For sports performance the calf muscles have to be stiff enough to absorb the shock and allow the energy from the larger hip and thigh muscles to transfer into the ground through the tendons. The achilles tendon should do the majority of the work while the calf muscle itself acts as a stabilizer. This is in direct contrast to what a bodybuilder needs in the weight room. A bodybuilder should try to take as much tendon out of the movement and use only the muscle. Ever notice how you can bounce a lot more weight on a calf machine then you can when you pause for 3 seconds at the bottom? That's because the achilles tendon is amazing at storing energy and giving it back to you.

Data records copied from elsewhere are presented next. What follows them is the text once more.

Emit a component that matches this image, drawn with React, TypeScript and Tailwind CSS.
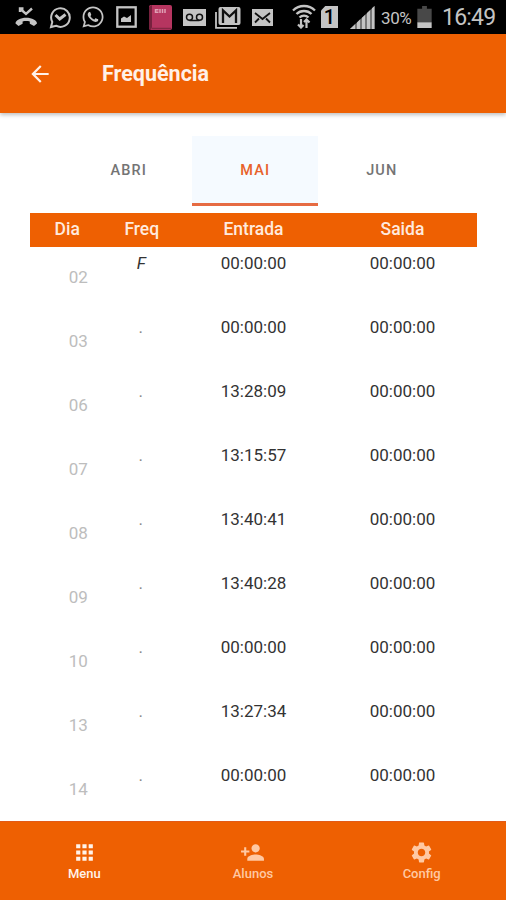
import { MdApps, MdArrowBack, MdPersonAdd, MdSettings } from 'react-icons/md';
import { FaWhatsapp } from 'react-icons/fa';

const rows = [
  { dia: '02', freq: 'F', entrada: '00:00:00', saida: '00:00:00' },
  { dia: '03', freq: '.', entrada: '00:00:00', saida: '00:00:00' },
  { dia: '06', freq: '.', entrada: '13:28:09', saida: '00:00:00' },
  { dia: '07', freq: '.', entrada: '13:15:57', saida: '00:00:00' },
  { dia: '08', freq: '.', entrada: '13:40:41', saida: '00:00:00' },
  { dia: '09', freq: '.', entrada: '13:40:28', saida: '00:00:00' },
  { dia: '10', freq: '.', entrada: '00:00:00', saida: '00:00:00' },
  { dia: '13', freq: '.', entrada: '13:27:34', saida: '00:00:00' },
  { dia: '14', freq: '.', entrada: '00:00:00', saida: '00:00:00' },
];

function StatusBar() {
  return (
    <div className="flex h-[34px] shrink-0 items-center bg-black pl-[15px] text-[#c4c4c4]">
      {/* Missed call */}
      <svg width="23" height="20" viewBox="0 0 23 20" fill="none" stroke="currentColor">
        <path d="M5.500 2l5.500 5 6-5.500M5 5V1.500h3.500" strokeWidth="2.400" />
        <path d="M.5 16.500c0-3.200 5-5.700 10.700-5.700S22 13.300 22 16.500L19 19l-4.200-2.300v-2.200c-2.300-.6-4.900-.6-7.200 0v2.200L3.500 19z" fill="currentColor" stroke="none" />
      </svg>
      {/* Messenger */}
      <svg className="ml-[11px]" width="23" height="23" viewBox="0 0 23 23" fill="none" stroke="currentColor">
        <path d="M2 21l1.300-5A9.300 9.300 0 1 1 7 19.700z" strokeWidth="2" />
        <path d="M6.500 9l4.200 4L16.500 8.500" strokeWidth="3" />
      </svg>
      <FaWhatsapp size={24} className="ml-[9px]" />
      {/* Gallery */}
      <svg className="ml-[11px]" width="21" height="22" viewBox="0 0 21 22">
        <rect x="1.300" y="1.300" width="18.400" height="19.400" fill="none" stroke="currentColor" strokeWidth="2.300" />
        <path d="M5 16v-3.500l3-2 3 1.500 4-3V16z" fill="currentColor" />
      </svg>
      {/* Book */}
      <svg className="ml-[11px]" width="25" height="27" viewBox="0 0 25 27">
        <rect x="1" y="1" width="23" height="25" rx="2" fill="#b63560" />
        <path d="M1 3l3-2v22l-1 3c-1 0-2-1-2-2z" fill="#77213e" />
        <path d="M4 24.500h19" stroke="#842744" strokeWidth="1.500" />
        <path d="M7.500 5v4M7.500 5.700h3M7.500 8.300h3M12 5v4M14.500 5v4M17 5v4" stroke="#dfa0b4" strokeWidth="1.500" />
      </svg>
      {/* Voicemail */}
      <svg className="ml-[10px]" width="23" height="17" viewBox="0 0 23 17">
        <rect width="23" height="17" fill="currentColor" />
        <g fill="none" stroke="#111" strokeWidth="1.500">
          <circle cx="6.500" cy="8.300" r="3" />
          <circle cx="16.500" cy="8.300" r="3" />
          <path d="M6.500 11.500h10" />
        </g>
      </svg>
      {/* Gmail */}
      <svg className="ml-[9px]" width="26" height="23" viewBox="0 0 26 23">
        <path d="M1 6v15.800h21" fill="none" stroke="currentColor" strokeWidth="1.800" />
        <rect x="3.500" y="1" width="22" height="18" rx="2" fill="currentColor" />
        <path d="M8 17V4.500l6.500 6 6.500-6V17" fill="none" stroke="#111" strokeWidth="2.300" />
      </svg>
      {/* Mail */}
      <svg className="ml-[11px]" width="21" height="17" viewBox="0 0 21 17">
        <rect width="21" height="17" fill="currentColor" />
        <path d="M3 4l7.500 6L18 4M3 13.500l4-4M18 13.500l-4-4" fill="none" stroke="#111" strokeWidth="1.800" />
      </svg>
      {/* Wi-Fi */}
      <svg className="ml-[19px] -mt-[2px]" width="24" height="25" viewBox="0 0 24 25" fill="none" stroke="currentColor">
        <path d="M1 6.500c6-6 16-6 22 0M4.500 10c4-4 11-4 15 0M7.500 13.500c2.500-2.500 6.500-2.500 9 0" strokeWidth="2.300" />
        <path d="M9 15v8.500M6 20.500l3 3 2.500-2.500M14.500 24v-8.500M12 18l2.500-2.500 3 3" strokeWidth="2.200" />
      </svg>
      {/* SIM card */}
      <div className="ml-[5px] flex h-[22px] w-[17px] items-center justify-center bg-[#c4c4c4] text-[20px] font-medium text-black [clip-path:polygon(25%_0,100%_0,100%_100%,0_100%,0_20%)]">
        1
      </div>
      {/* Signal */}
      <svg className="ml-[12px]" width="25" height="23" viewBox="0 0 25 23">
        <path d="M0 23L24.500 0v23z" fill="#777" />
        <path d="M0 23l5-4.700V23zM7 23v-6.600l3-2.800V23zM12 23V11.700l3-2.800V23zM17 23V7l3-2.800V23zM22 23V2.300L24.500 0v23z" fill="currentColor" />
      </svg>
      <span className="ml-[6px] w-[35px] pt-[3px] text-[17px] tracking-[-0.400px]">30%</span>
      {/* Battery */}
      <svg className="ml-px" width="15" height="22" viewBox="0 0 15 23">
        <path d="M0 3h5V0h5v3h5v14H0z" fill="#484848" />
        <path d="M0 17h15v6H0z" fill="currentColor" />
      </svg>
      <span className="ml-[10px] pt-[3px] text-[23px] tracking-[-0.800px]">16:49</span>
    </div>
  );
}

function Tab({ label, active }: { label: string; active?: boolean }) {
  return (
    <div
      className={
        active
          ? 'flex h-[70px] w-[126.500px] items-center justify-center border-b-3 border-[#e66b43] bg-[#f5faff] pt-[2px] text-[#e8612a]'
          : 'flex h-[70px] w-[126.500px] items-center justify-center pb-px text-[#747474]'
      }
    >
      <span className="pl-px text-[14.500px] font-medium tracking-[1.100px]">{label}</span>
    </div>
  );
}

export default function App() {
  return (
    <div className="flex h-[900px] w-[506px] flex-col overflow-hidden bg-white font-['Roboto',sans-serif]">
      <StatusBar />

      {/* Header */}
      <header className="flex h-[79px] shrink-0 items-center bg-[#ee6002] pl-[27px] text-[#fff1e8] shadow-[0_2px_4px_rgba(0,0,0,0.25)]">
        <MdArrowBack size={26} />
        <h1 className="ml-[49px] pt-[2px] text-[21.500px] font-bold">Frequência</h1>
      </header>

      <main className="flex-1 overflow-hidden pt-[23px]">
        {/* Months */}
        <div className="flex pl-[65px]">
          <Tab label="ABRI" />
          <Tab label="MAI" active />
          <Tab label="JUN" />
        </div>

        {/* Attendance table */}
        <div className="mt-[7px] ml-[30px] w-[447px]">
          <div className="grid h-[33.500px] grid-cols-6 items-center bg-[#ee6002] pb-px text-center text-[17.500px] font-medium text-[#ffeade]">
            <span>Dia</span>
            <span>Freq</span>
            <span className="col-span-2">Entrada</span>
            <span className="col-span-2">Saida</span>
          </div>
          {rows.map((row) => (
            <div key={row.dia} className="grid h-[64.060px] grid-cols-6 pt-1 text-center text-[17px] text-[#333]">
              <span className="pt-[14px] pl-[22px] text-[#bdbdbd]">{row.dia}</span>
              <span className={row.freq === 'F' ? 'pr-px italic' : 'pr-[2px] text-[#888]'}>{row.freq}</span>
              <span className="col-span-2">{row.entrada}</span>
              <span className="col-span-2">{row.saida}</span>
            </div>
          ))}
        </div>
      </main>

      {/* Bottom navigation */}
      <nav className="grid h-[79px] shrink-0 grid-cols-3 border-t border-[#e25a18] bg-[#ee6002] pt-[18px] text-[13px] leading-[18px] font-medium text-[#ffc9a3]">
        <div className="flex flex-col items-center text-[#fff3eb]">
          <MdApps size={25} />
          <span>Menu</span>
        </div>
        <div className="flex flex-col items-center">
          <MdPersonAdd size={25} />
          <span>Alunos</span>
        </div>
        <div className="flex flex-col items-center">
          <MdSettings size={25} />
          <span>Config</span>
        </div>
      </nav>
    </div>
  );
}
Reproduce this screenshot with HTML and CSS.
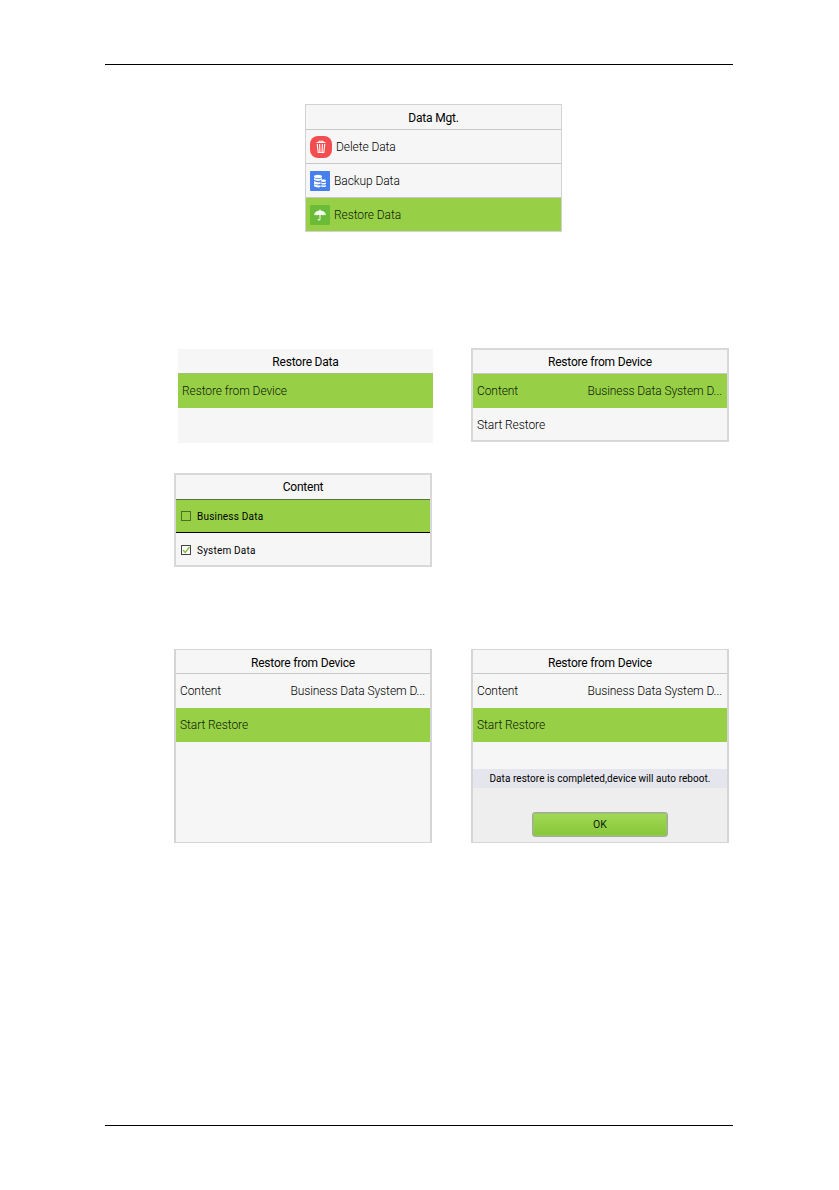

This is not good for muscular development in the weight room but increasing this ability is what you should be after as an athlete. The ability of the calves to absorb and transfer force to the tendons is what we're after. Having large muscular calves built up by weight room movements can increase strength and the efficiency of the calves when it comes to absorbing force so I'll include them sometimes, but quite often individuals who do a lot of specific calf training have false functioning calves. They tend to be slow out their transitions because they're used to using the calf muscle itself as a movement generator instead of the tendons.
As far as specific drills, you can do drills with an emphasis on landing on the balls of your feet with your knees nearly locked. These include drop jumps, depth jumps, and one legged hops with the knee locked.
Mark a spot on a wall or any object about knee high. Stand on one leg, jump off that leg, and lift the same foot up and touch the mark. Repeat this rapidly for 10 seconds off one leg while trying to bounce off the ground using as little effort as possible. Most will find they don't "bounce" off the ground very efficiently and instead end up spending a lot of time on the ground or have to reset. That's because the moment of impact creates forces equivalent to 7-8 times your bodyweight that you must stabilize and react against nearly instantaneously. This is both high force and high speed training. With a little bit of training you'll get it right as you train your calves to be strong and function in the manner you need them to. Exercises like these will also produce a muscular set of calves.
Q: Is it okay to stay with the same weight for an exercise for 2-3 workouts straight? For example staying with the same weight on dumbell bench?
That is OK as long as you're training for strength and making an attempt to add either repetitions or weight. If you're training for power or speed you can actually decrease the weight session to session and try to move the load faster. However, if you're trying to get stronger you should remember that the name of the game is progressive resistance training. Afterall, out of all the various schools of thought on training the one recommendation you will never hear is that you need to lift progressively lighter weights to make gains in strength! What I recommend is that you choose a rep range and stay within that rep range but add either weight or repetitions whenever you can. Say you're doing 6-8 reps per set. Your first workout you might get 6 reps per set with a given weight, the next workout you might get 7 reps per set and the next workout you might get 8 reps per set. When you can get 8 reps per set it's then time to increase the weight and start over at 6 reps.